Kisah dalam Injil Lukas pasal 20, ayat 2, menampilkan momen krusial di mana otoritas Yesus Kristus secara langsung dipertanyakan oleh para pemimpin agama pada masa itu. Ayat ini berbunyi, "Dan bertanyalah mereka, katanya: 'Coba katakan kepada kami, dengan kuasa manakah Engkau melakukan hal-hal ini, atau siapakah yang memberikan kuasa itu kepada-Mu?'" Pertanyaan ini bukan sekadar rasa ingin tahu biasa, melainkan sebuah tantangan terselubung yang dilontarkan oleh para imam kepala, ahli Taurat, dan tua-tua. Mereka merasakan adanya ancaman terhadap posisi dan pemahaman keagamaan mereka yang telah mengakar. Yesus telah melakukan banyak mukjizat, mengajarkan dengan hikmat yang belum pernah ada sebelumnya, dan menarik perhatian banyak orang. Tindakan-tindakan ini, terutama penyucian Bait Allah yang baru saja dilakukan-Nya, dianggap telah melampaui batas oleh otoritas yang ada.

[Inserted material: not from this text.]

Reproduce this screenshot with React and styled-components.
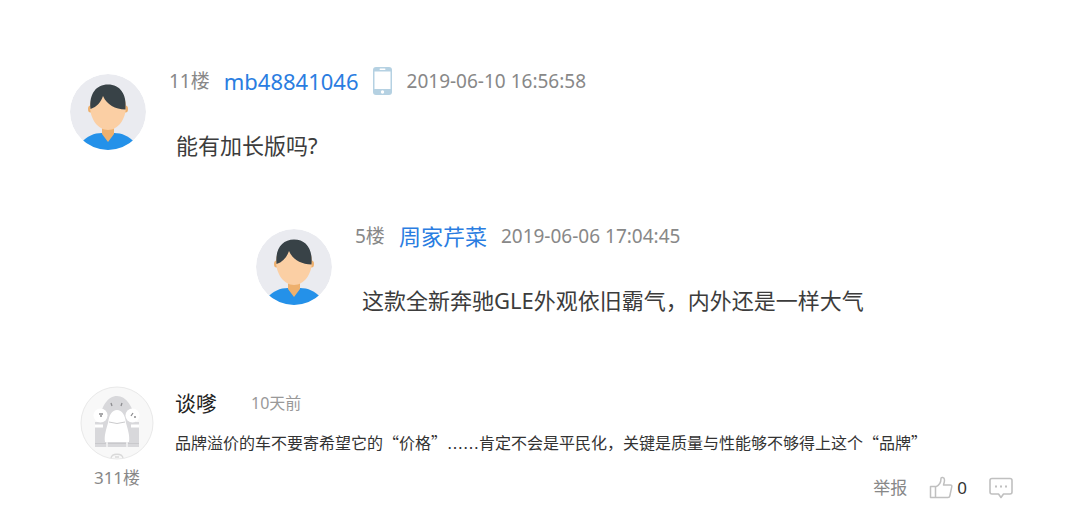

Para pemimpin ini, yang biasanya memegang kendali atas interpretasi hukum dan tradisi, merasa kekuasaan dan ajaran Yesus menggerogoti pengaruh mereka. Mereka mencari celah untuk menjebak Yesus. Jika Yesus mengklaim memiliki otoritas ilahi, mereka bisa menuduh-Nya menghujat Allah. Jika Dia menyebutkan seseorang yang memberikan kuasa-Nya, mereka akan bertanya siapa orang itu dan mengapa mereka tidak mengetahuinya, atau menuduh-Nya bergantung pada sumber yang tidak sah. Permintaan mereka adalah upaya untuk memaksa Yesus mengungkapkan sumber kuasa-Nya, dengan harapan dapat menemukan alasan untuk menghukum-Nya. Ini adalah taktik klasik untuk menjebak seorang pembicara di bawah pertanyaan yang tidak memiliki jawaban yang menguntungkan bagi dirinya.
Jawaban Yesus terhadap pertanyaan ini, seperti yang tercatat dalam ayat-ayat selanjutnya, sangat cerdas dan menunjukkan kedalaman pemahaman-Nya akan taktik lawan-lawan-Nya. Yesus sering kali membalas pertanyaan dengan pertanyaan lain, terutama ketika berhadapan dengan orang-orang yang hatinya tidak tulus atau yang bertujuan jahat. Dalam kasus ini, Yesus membalikkan situasi dengan menanyakan tentang baptisan Yohanes Pembaptis: apakah itu dari Allah atau dari manusia? Jawaban yang mereka berikan, baik ya maupun tidak, akan memiliki konsekuensi bagi mereka. Mereka tidak bisa menjawab "dari Allah" tanpa mengakui otoritas Yohanes, dan dengan demikian, otoritas Yesus yang ia tunjuk. Mereka juga tidak bisa menjawab "dari manusia" tanpa memprovokasi kemarahan rakyat yang menganggap Yohanes sebagai nabi.
Lukas 20:2 ini mengingatkan kita bahwa pengakuan atas kebenaran seringkali dihalangi oleh kesombongan, rasa iri, dan ketakutan akan kehilangan status. Para pemimpin ini lebih peduli pada kekuasaan mereka daripada pada kebenaran yang diajarkan Yesus. Mereka tidak benar-benar mencari jawaban, tetapi mencari alasan untuk menghancurkan-Nya. Kisah ini mengajarkan kita pentingnya memiliki hati yang terbuka untuk menerima kebenaran, di mana pun dan dari siapa pun itu datang, dan agar kita tidak menjadi seperti mereka yang terhalang oleh kedudukan duniawi. Otoritas Yesus yang sesungguhnya tidak datang dari pengakuan manusia, melainkan dari sumber ilahi yang tak terbantahkan, yang Ia tunjukkan melalui perkataan dan perbuatan-Nya yang penuh kasih dan kuasa.